The deadline for entries is 10 February. The shortlist will be announced in March, followed by the winners in April. More information is available on the Global Agency of the Year website.

The entrants are judged by an international panel of senior marketers, including Dhiren Amin, chief marketing officer, Asia at Kraft Heinz, and Lex Bradshaw-Zanger, chief digital and marketing officer, L'Oréal, UK and Ireland.

The agency titles up for grabs include: Brand Experience Agency, Consultancy, Creative Agency, Customer Engagement Agency, Digital Innovation Agency, Independent Agency, In-House Agency, Media Agency, Performance Agency and PR Agency.

There are also people categories, including the opportunity to be named Campaign's Global Creative Leader of the Year and recognition for company CSR initiatives.

UK winners last year included R/GA London picking up global Digital Innovation Agency of the Year, Croud snaring Performance Marketing Agency of the Year and Amplify winning Brand Experience Agency of the Year.

Special Group, which has offices in New Zealand, Australia and the US, was named Campaign's Global Creative Agency of the Year, beating Adam & Eve/DDB, BBH Singapore, Mother and The Brooklyn Brothers.

The group's leadership team from its three offices picked five pieces of work that demonstrate why Special Group emerged victorious in the hotly contested category.

Uber Eats "Tonight I'll be eating..."

Australia and US

Tom Martin, chief creative officer and partner, Special Group Australia

After launching the "Tonight, I’ll be eating..." platform for Uber Eats in Australia in 2017, Uber Eats shot from fourth in category to number one.
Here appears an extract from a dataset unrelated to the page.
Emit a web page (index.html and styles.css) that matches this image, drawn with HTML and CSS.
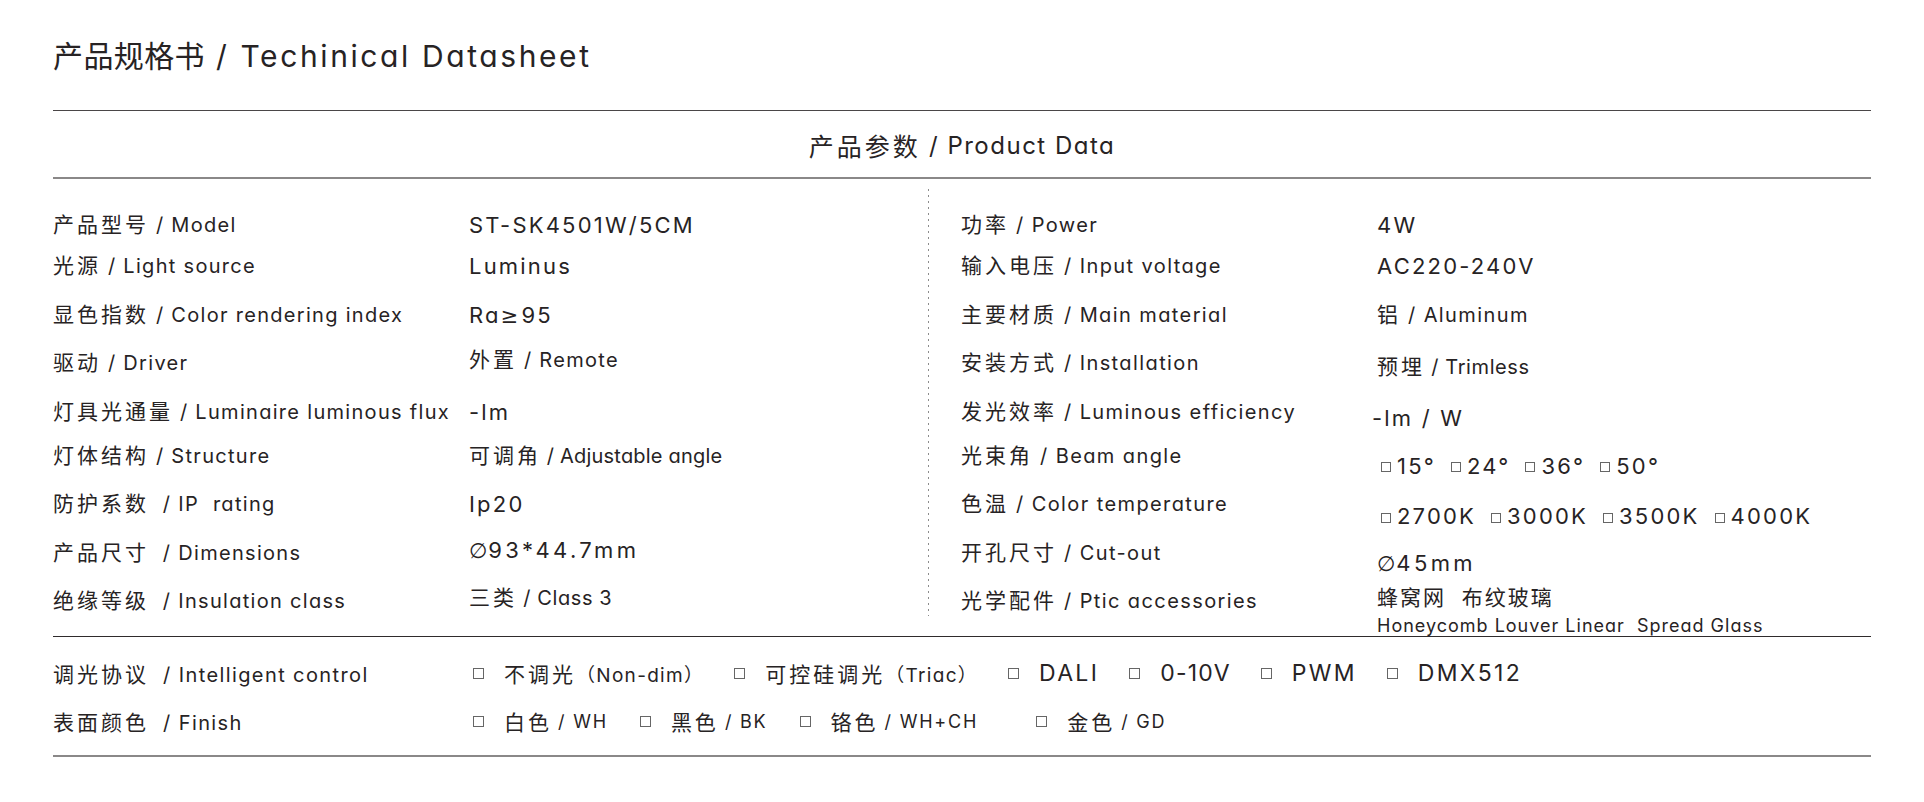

We were lucky enough to export the idea, launching it in other markets including Japan, Taiwan and New Zealand.

It was in 2020 that we were given the enormous task of launching the campaign in North America. The idea uses unexpected iconic duos not just to create an ad, but a cultural moment. With the US being known for its scale and Hollywood blockbusters, we knew we had to give them a pair that packed serious cultural punch.

So, we launched with two icons from, arguably, two of the most well-known film/TV franchises in history – Mark Hamill and Sir Patrick Stewart. We had them star in a comedic showdown that embodied the debate generations of fans have had about which franchise is the best.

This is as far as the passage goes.